The current students, in turn, were also invited to submit their own artistic works — centered on themes of queerness, loss, and wonder — to develop them further in sessions with the alumni artists.

The Yale students had responded to a call for submissions advertised by Yale Schwarzman Center, which provided a grant to support the launch of “The Wandering” at Yale. The selected students’ projects range from musical scores to full-length plays. They have since been meeting with their alumni mentors — all members of the creative team for “The Wandering” — in small groups.

Chayton Pabich ’21, who is majoring in theater and performance studies, submitted a couple of play monologues and was paired with Christine Shaw ’14, who shares his interest in devised theater, a process by which a creative team develops a show collaboratively.

I’m always looking for art that breaks forms and tries to re-imagine histories in a certain way,” said Pabich. “It’s been really valuable to work with ‘The Wandering’ team because that’s what they’ve done. Mailing materials to the audience is letting the art move beyond the screen and into people’s homes and day-to-day lives. The augmented reality element to the piece changes our definition of what we think of when we think of traditional theater, and how we can bend and reshape it around an audience’s personal experience.”

Aaron Wade ’22, who is majoring in computer science and psychology, submitted a musical composition called “A Dream of a Life.”

It’s a hybrid piece for piano, string quartet, horn, flute, and clarinet that also features electronic elements,” he explained. “It’s supposed to be a dream of some distant time when wonder and beauty have emerged from sorrow, struggle, and hardship.”

He hopes that new interdisciplinary collaborations might be sparked from his meetings with ‘The Wandering’ team and with current Yale College students who he’s met for the first time through the project.

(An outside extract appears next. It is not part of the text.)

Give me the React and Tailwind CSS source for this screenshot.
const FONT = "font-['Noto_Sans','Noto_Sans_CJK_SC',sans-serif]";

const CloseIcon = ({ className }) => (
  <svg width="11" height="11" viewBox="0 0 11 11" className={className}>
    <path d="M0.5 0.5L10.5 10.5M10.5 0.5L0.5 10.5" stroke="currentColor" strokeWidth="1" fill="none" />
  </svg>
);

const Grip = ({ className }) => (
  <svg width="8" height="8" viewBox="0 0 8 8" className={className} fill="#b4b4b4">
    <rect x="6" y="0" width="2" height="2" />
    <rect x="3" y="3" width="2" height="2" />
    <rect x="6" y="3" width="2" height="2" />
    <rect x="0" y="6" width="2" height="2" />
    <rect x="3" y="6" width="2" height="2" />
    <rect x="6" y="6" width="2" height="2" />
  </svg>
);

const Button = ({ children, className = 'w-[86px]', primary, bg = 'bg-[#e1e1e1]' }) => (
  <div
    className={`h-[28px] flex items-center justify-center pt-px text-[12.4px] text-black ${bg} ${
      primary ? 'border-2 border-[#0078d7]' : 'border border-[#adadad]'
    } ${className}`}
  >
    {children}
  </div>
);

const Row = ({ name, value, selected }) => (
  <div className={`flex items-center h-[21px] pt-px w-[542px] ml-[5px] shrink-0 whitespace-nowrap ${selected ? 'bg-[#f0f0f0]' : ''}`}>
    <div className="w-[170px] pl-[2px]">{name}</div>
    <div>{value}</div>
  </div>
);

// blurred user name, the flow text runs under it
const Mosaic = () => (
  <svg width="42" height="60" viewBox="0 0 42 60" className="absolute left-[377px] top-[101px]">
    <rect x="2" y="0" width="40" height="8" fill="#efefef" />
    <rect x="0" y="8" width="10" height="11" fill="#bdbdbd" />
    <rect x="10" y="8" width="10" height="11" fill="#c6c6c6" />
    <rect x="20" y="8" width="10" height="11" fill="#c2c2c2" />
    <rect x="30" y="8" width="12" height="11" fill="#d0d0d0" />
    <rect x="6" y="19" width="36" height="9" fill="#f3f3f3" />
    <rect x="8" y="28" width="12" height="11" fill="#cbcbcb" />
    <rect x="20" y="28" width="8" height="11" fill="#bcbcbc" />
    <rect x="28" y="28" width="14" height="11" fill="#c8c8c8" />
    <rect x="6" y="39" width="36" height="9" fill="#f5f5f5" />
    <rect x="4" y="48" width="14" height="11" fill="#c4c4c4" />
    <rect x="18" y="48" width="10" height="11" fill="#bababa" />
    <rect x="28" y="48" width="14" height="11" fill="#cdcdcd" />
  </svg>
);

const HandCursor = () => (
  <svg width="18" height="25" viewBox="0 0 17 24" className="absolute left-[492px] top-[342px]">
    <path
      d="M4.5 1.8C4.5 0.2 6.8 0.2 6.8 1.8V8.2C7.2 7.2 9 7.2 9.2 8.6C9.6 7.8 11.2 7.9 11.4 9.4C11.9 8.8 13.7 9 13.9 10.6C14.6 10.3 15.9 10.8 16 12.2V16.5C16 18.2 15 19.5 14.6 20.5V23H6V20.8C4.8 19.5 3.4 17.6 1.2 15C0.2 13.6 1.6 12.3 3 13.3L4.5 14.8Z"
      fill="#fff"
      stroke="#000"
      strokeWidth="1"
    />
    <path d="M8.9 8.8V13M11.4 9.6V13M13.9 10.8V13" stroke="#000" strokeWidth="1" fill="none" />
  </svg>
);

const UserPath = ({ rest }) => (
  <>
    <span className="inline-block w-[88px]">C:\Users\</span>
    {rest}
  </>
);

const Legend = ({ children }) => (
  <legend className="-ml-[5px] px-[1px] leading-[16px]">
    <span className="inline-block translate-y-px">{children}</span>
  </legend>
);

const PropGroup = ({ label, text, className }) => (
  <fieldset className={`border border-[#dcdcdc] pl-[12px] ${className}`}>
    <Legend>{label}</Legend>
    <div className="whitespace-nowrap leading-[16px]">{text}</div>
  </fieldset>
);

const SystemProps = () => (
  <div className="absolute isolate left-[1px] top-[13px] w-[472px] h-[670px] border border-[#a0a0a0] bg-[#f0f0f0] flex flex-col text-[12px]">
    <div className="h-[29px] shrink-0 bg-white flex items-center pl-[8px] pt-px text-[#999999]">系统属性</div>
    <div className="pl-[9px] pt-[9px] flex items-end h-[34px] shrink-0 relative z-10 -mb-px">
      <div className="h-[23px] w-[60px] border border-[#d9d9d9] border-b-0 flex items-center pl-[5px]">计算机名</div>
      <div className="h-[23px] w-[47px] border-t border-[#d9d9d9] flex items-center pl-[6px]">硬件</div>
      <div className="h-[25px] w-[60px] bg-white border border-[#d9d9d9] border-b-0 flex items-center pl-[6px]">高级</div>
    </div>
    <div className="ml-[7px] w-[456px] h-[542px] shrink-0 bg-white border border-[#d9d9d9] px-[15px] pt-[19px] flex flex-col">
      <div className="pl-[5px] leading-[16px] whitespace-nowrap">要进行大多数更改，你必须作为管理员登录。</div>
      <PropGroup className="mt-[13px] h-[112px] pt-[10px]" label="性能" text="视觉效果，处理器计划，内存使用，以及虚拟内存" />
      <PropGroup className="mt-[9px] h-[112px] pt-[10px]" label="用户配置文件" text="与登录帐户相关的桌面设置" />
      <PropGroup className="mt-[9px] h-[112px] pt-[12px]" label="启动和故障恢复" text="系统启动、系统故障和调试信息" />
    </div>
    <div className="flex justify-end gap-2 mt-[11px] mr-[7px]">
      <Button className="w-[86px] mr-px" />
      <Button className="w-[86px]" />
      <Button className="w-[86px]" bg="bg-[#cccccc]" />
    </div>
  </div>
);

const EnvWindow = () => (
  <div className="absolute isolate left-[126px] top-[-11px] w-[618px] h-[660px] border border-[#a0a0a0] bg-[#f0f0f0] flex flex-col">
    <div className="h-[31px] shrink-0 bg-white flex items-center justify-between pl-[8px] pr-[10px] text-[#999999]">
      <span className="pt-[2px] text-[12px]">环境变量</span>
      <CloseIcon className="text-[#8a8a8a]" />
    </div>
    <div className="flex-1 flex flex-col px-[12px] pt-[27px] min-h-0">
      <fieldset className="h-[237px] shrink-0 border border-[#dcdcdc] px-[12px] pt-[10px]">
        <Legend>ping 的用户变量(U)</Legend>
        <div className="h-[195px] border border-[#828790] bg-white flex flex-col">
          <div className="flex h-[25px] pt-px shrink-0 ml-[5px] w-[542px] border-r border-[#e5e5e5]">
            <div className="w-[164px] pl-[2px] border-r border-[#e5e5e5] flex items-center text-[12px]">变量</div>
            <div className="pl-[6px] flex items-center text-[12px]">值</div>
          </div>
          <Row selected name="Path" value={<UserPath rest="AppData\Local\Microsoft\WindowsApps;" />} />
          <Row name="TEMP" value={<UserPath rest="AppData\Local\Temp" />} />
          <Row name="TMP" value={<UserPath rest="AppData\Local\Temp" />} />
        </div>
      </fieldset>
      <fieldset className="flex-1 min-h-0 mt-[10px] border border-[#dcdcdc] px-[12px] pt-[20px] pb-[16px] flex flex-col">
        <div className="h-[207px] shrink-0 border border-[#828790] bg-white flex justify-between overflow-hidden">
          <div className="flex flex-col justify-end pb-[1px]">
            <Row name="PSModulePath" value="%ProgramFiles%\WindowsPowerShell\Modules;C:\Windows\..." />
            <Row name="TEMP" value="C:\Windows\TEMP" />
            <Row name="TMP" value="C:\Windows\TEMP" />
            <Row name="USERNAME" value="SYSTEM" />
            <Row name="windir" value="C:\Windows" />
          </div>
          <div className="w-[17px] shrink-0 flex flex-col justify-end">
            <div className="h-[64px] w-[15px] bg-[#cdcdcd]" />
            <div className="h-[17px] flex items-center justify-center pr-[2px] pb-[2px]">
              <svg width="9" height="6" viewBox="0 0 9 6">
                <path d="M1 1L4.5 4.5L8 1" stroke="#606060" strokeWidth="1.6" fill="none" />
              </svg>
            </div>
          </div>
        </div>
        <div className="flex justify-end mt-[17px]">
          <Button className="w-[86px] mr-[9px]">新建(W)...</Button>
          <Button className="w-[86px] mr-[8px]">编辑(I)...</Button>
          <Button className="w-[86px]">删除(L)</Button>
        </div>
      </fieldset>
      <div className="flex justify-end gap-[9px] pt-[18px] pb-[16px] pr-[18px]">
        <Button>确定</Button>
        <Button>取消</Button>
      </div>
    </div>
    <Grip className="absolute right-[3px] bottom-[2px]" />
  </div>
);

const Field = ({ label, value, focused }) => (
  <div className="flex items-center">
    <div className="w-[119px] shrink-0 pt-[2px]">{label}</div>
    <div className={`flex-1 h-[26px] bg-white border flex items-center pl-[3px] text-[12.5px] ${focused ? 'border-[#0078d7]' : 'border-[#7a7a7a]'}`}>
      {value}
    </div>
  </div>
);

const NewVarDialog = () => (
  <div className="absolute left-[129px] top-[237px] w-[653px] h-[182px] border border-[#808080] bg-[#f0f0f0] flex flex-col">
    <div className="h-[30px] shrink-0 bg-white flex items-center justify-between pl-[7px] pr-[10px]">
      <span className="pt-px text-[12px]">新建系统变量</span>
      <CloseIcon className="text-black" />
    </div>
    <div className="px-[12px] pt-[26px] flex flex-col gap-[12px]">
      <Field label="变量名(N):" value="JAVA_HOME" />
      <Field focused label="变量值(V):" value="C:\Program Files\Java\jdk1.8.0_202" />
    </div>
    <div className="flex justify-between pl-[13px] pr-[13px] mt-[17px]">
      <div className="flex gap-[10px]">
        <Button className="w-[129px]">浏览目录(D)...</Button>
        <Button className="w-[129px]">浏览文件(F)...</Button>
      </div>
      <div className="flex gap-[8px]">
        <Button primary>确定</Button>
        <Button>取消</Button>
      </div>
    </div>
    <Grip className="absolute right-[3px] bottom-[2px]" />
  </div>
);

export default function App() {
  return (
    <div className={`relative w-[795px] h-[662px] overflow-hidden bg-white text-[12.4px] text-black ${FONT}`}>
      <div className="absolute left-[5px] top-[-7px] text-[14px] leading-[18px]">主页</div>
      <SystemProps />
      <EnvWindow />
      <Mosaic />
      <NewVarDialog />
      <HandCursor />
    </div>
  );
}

Our interaction with the students has been very rewarding because their feedback and engagement with the work has really transformed it in important ways,” said Jeremy Weiss, ’15, co-creative director of “The Wandering.” “Now we are offering them sort of ‘artist-in-residence’ program with anyone on our team, and we will workshop their work in return. We hope this leads to new collaborations for the students at Yale and even beyond.”